Anı türünün ilk örneği: Babürname
Türk tarihinde mühim rol oynamış bir devlet adamı olmanın yanında aynı zamanda Çağatay Türkçesiyle nazım ve nesir sahasında da muhteşem eserler veren Babür Şah, Türk edebiyat tarihinin unutulmaz ediplerinden birisidir. Bâbür'ün oldukça hareketli geçen bir hayatın içinde kaleme aldığı Bâbürnâme, edebiyat tarihimizin en kayda değer eserleri arasında yer alır. Tarihi bilgilerin yanında hem şehirler hem de önemli kültür ve devlet adamları hakkında yazılmış çok önemli bir kaynak olan Babürname ile ilgili bilgileri siz Fikriyat okurları için derledik.
Giriş Tarihi: 13.01.2020
16:34
Güncelleme Tarihi: 13.01.2020
17:23
Aynı zamanda döneminin önemli hadiselerini, hayatını, yaptığı savaşları, tanıdığı sanatçıları ve devlet adamlarını Vekâyi veya Bâbürnâme denilen eserinde anlatan bir hatırat yazarıdır.
"Bir vilayete iki padişah, bir askere iki kumandan karışıklığa ve haraplığa sebep olur, perişanlığa yol açar. On derviş bir kilimde uyur, iki padişah bir iklime sığmaz."
Babürname, Bâbur'un hayatındaki askeri, siyasi ve kültürel alandaki birçok olayın yıllara göre bölümlenmiş birer anlatımıdır . Türk dünyasında önemli bir yeri olan Bâbür Şah'ın kaleme aldığı Bâbürnâme, dönemin sosyo-kültürel hayatını yansıtan bir boy aynası gibidir.
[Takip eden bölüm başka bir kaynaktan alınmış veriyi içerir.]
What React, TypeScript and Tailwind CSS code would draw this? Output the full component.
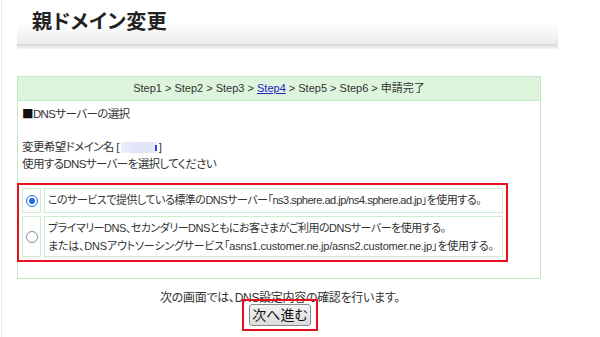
import React from 'react';

const jp = "font-['Liberation_Sans','Noto_Sans_CJK_JP',sans-serif] [font-feature-settings:'palt']";

export default function App() {
  return (
    <div className={`w-[600px] h-[337px] bg-white overflow-hidden text-[#333] ${jp}`}>
      <div className="ml-px h-full border-l border-[#ededed]">
        {/* Title band */}
        <div className="ml-[15px] w-[541px]">
          <div className="h-[44px] bg-gradient-to-b from-white via-white to-[#ececec] pl-[15px] pt-[8px]">
            <h1 className="text-[20px] leading-[28px] font-bold text-[#222] tracking-[0.5px]">親ドメイン変更</h1>
          </div>
          <div className="h-[5px] bg-gradient-to-b from-[#d6d6d6] to-[#f6f6f6]" />
        </div>

        {/* Main box */}
        <div className="ml-[15px] mt-[27px] w-[524px] h-[203px] border border-[#c4e8c4] flex flex-col">
          <div className="h-[24px] bg-[#ddf5dd] border-b border-[#c4e8c4] flex items-center justify-center text-[11px] text-[#333] whitespace-pre">
            <span>Step1 &gt; Step2 &gt; Step3 &gt; </span>
            <a href="#" className="text-[#2424c8] underline">Step4</a>
            <span> &gt; Step5 &gt; Step6 &gt; 申請完了</span>
          </div>
          <div className="pl-[4px] pt-[4px] text-[11.5px] leading-[16.5px] tracking-[-0.6px]">
            <p>
              <span className="font-['Noto_Sans_CJK_JP',sans-serif] text-[#111]">■</span>DNSサーバーの選択
            </p>
            <p className="h-[16.5px]" />
            <p className="flex items-center">
              変更希望ドメイン名 [
              <span className="inline-block w-[36px] h-[11px] mx-[2px] bg-gradient-to-r from-[#eceefa] via-[#dfe3f7] to-[#e6e8fb] relative">
                <span className="absolute right-0 top-[3px] w-[2px] h-[6px] bg-[#2a44d8]" />
              </span>
              ]
            </p>
            <p>使用するDNSサーバーを選択してください</p>
          </div>

          {/* Highlighted options */}
          <div className="-ml-px mt-[11px] w-[491px] border-[2.5px] border-[#e8101e] px-[3px] py-[3px]">
            <div className="flex flex-col gap-[3px] text-[11px] tracking-[-0.5px] whitespace-nowrap">
              <div className="flex gap-[3px] h-[25px]">
                <div className="w-[19px] border border-[#cdeccd] flex items-center justify-center">
                  <span className="w-[12px] h-[12px] rounded-full border border-[#1a6de0] flex items-center justify-center">
                    <span className="w-[6px] h-[6px] rounded-full bg-[#1a6de0]" />
                  </span>
                </div>
                <div className="flex-1 border border-[#cdeccd] flex items-center pl-[3px]">
                  このサービスで提供している標準のDNSサーバー「ns3.sphere.ad.jp/ns4.sphere.ad.jp」を使用する。
                </div>
              </div>
              <div className="flex gap-[3px] h-[41px]">
                <div className="w-[19px] border border-[#cdeccd] flex items-center justify-center">
                  <span className="w-[12px] h-[12px] rounded-full border border-[#8a8a9a] bg-white" />
                </div>
                <div className="flex-1 border border-[#cdeccd] flex flex-col justify-center pl-[3px] leading-[18px]">
                  <span>プライマリーDNS、セカンダリーDNSともにお客さまがご利用のDNSサーバーを使用する。</span>
                  <span className="tracking-[-0.2px]">または、DNSアウトソーシングサービス「asns1.customer.ne.jp/asns2.customer.ne.jp」を使用する。</span>
                </div>
              </div>
            </div>
          </div>
        </div>

        {/* Footer */}
        <div className="w-[556px] flex flex-col items-center pt-[11px]">
          <p className="text-[12px] leading-[16px] tracking-[-0.3px]">次の画面では、DNS設定内容の確認を行います。</p>
          <div className="-mt-[7px] border-[2.5px] border-[#e8101e] px-[5px] py-[2px] relative">
            <button className="h-[22px] px-[2px] rounded-[3px] border border-[#8a8a8a] bg-gradient-to-b from-[#f4f4f4] to-[#dcdcdc] text-[14px] leading-[18px] text-[#111]">
              次へ進む
            </button>
          </div>
        </div>
      </div>
    </div>
  );
}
Türk edebiyat tarihçisi Ömer Faruk Akün, Babürname isimli yazısında eserin ehemmiyetini "Bâbürnâme, bütün zenginlik ve ehemmiyetinden başka edebiyat bakımından da başlı başına bir değer taşımaktadır. Kullandığı sözlerin tek başına bütün bir Çağatay lehçesi lugatını kuracak kadar zengin kadrosu, olay ve varlıkların en belirleyici taraflarını yakalayan olgun ve çok güzel işlenmiş dili ile Bâbürnâme Çağatay edebiyatında nesrin şaheser seviyesine yükseldiği bir zirve olmuştur. Bâbürnâme, üslûbunun bu tarafları ile Nevâyî'nin nesrinden çok ileridedir." yorumuyla ifade etmiştir.
Çağatay Türkçesiyle yazılan eser
Babür, hatıralarını Çağatay Türkçesi ile kaleme almıştır. Bâbürnâme'nin XVI. Asır içinde Doğu'nun yaygın ve müşterek edebiyat dili olarak Farsça'ya tercümeleri ortaya konulmuştur. Bunların en eskisi, 931'de (1524-25) yani Bâbür hayatta iken tercüme edilmiştir.
Eser hangi isimlerle adlandırıldı?
Doğrudan doğruya verilmiş bir adı olmadığı için Bâbür'ün hatıratı Babürname'den başka Vekayi', Vâkıanâme, Vâkıât-ı Bâbürî, Vekāyi'nâme-i Pâdişâhî ve Bâbüriyye olarak da adlandırılmıştır.
Babürname, Babür'ün on iki yaşında Fergana tahtına çıkışı ile başlayıp ölümünden bir yıl öncesine kadar olan zaman içindeki hayatını anlatır.
Bâbürnâme'nin mihverini, Bâbür'ün siyasî iktidarını koruma ve yeni siyasî birlikler kurma yolunda yaptığı mücadeleler teşkil eder.
"Canımdan başka, vefâdâr bir yar bulmadım; gönlümden başka, sırlarıma mahrem bulmadım."